Русскую душу в нём выдаёт, на мой взгляд, такой штрих. После одного из дней рождения в Новосибирске он, практически трезвый, со слезами на глазах жаловался мне, что всегда, после того как разъедутся гости и их немаленькая квартира, а потом и дом вновь попадает в объятия тишины, ему отчего-то становится тоскливо и даже страшно, как будто не «бал» окончен, а оборвалась сама жизнь.
Видимо, его бурная деятельность в корпорации и была этим же самым «балом», который вдруг внезапно оборвался до размеров тихого «домашнего» бизнеса, и жизнь потеряла главные краски. Начались антидепрессанты, а они, как известно, не сочетаются с вином. Говорят, были и личные, семейные причины, с волевой, как ещё недавно и у меня, очень спортивной женой, а также неправильные грозные диагнозы московских врачей, опровергнутые немцами, но изрядно ударившие по психике отчаявшегося жизнелюба…
Все эти размышления и новости, конечно же, не добавили мне ни оптимизма, ни настроения, не улучшили и самочувствия.
От депрессии к музе
У меня именно в ту депрессивную пору аритмия, теперь уже частая, начала сниматься только химическими лекарствами. Но пить их постоянно я не хотел, да и не мог: при редком, к счастью, не отражающемся на самочувствии пульсе – ночью 38–44 – они противопоказаны. Так и жил: два-три дня – здоровым, а один – больным, хотя знал об этом только я. Удавалось не показывать вида, что в организме сбои, что иногда и ночь была почти бессонной.
Зато каждый раз, когда проходил приступ, радость была неподдельной. Снова, через сутки мучений, а иногда и бессонницы, казалось: я совсем здоровый и снова молодой, совсем как в стихах Игоря Северянина:
Так, человек, живущий в райском месте на земле, например, в цветущей, музыкальной и пляшущей, на самом берегу ласкового моря Испании, не видит в ней рая и совсем не дорожит морем. В отличие от нас, вырвавшихся из осенней слякоти, с пронизывающими ветрами, крутыми заморозками. Мы, сибиряки, ощущаем в первую очередь, что вот он – земной рай. Так же и хорошее самочувствие – воспринимается на контрасте совершенно по-другому.
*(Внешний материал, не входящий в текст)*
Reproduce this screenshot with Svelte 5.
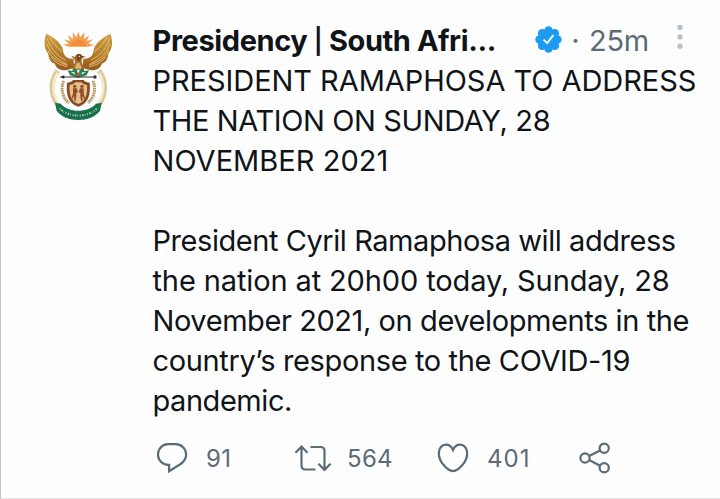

В общем, контрасты, в том числе и по ощущению здоровья и возраста, сгущают и разнообразят краски жизни и помогают бороться с душевными недугами – подтверждается поговорка: «Не было бы счастья, да несчастье помогло»:
Попадая из чёрных суток в несколько белых, хотя бы ненадолго, я обязательно ощущаю счастливые минуты.
Приступы хандры чаще начинались в ровном и спокойном состоянии. Особенно тяжело было после варварского развода, изменившего дочь и душевно, и даже внешне, прибавив ей лишние килограммы. Не слаще было также и в юбилейную зиму.
Но вот, как новый день, подкралось очередное лето. А с летом – и планы поездок, как в песне, которую пел Андрей Миронов: «Так и знай: я уеду в Иваново, а Иваново – город невест». Так и я в начале лета бросил всё городское, привычное и уехал, но, конечно же, не в Иваново и не в райскую Испанию, а на родной Байкал, родину предков.
Кстати, о песне Миронова: ведь был момент, когда действительно мог я очутиться в Иваново. Интересно, как бы сложилась жизнь?
А было это так. Директора, рискнувшего меня, молодого специалиста, назначить начальником одного из крупнейших цехов, перевели в Москву возглавлять производственное объединение с филиалом в Иваново. И он мне сделал предложение поехать с семьёй в Иваново на должность главного инженера его филиала. Я немного поколебался и отказался. Представилось немыслимым лишить родителей счастья общения с единственным внуком Андреем. Мать с радостью, к которой примешивалась и горечь, говорила, что внук – это первый её ребёнок. Мы с сестрой рождались в нелёгкие послевоенные годы с очень серьёзной занятостью родителей на работе. Декретные отпуска были всего по два месяца. Кроме того, много душевных сил у мамы уходило на выяснение очень непростых отношений с папой.
В общем, как водилось в ту пору, растили нас бабушки.
Другая причина моего отказа была в том, что я уже поступил в аспирантуру и начинать новое дело, требующее серьёзной отдачи на производстве, было не с руки.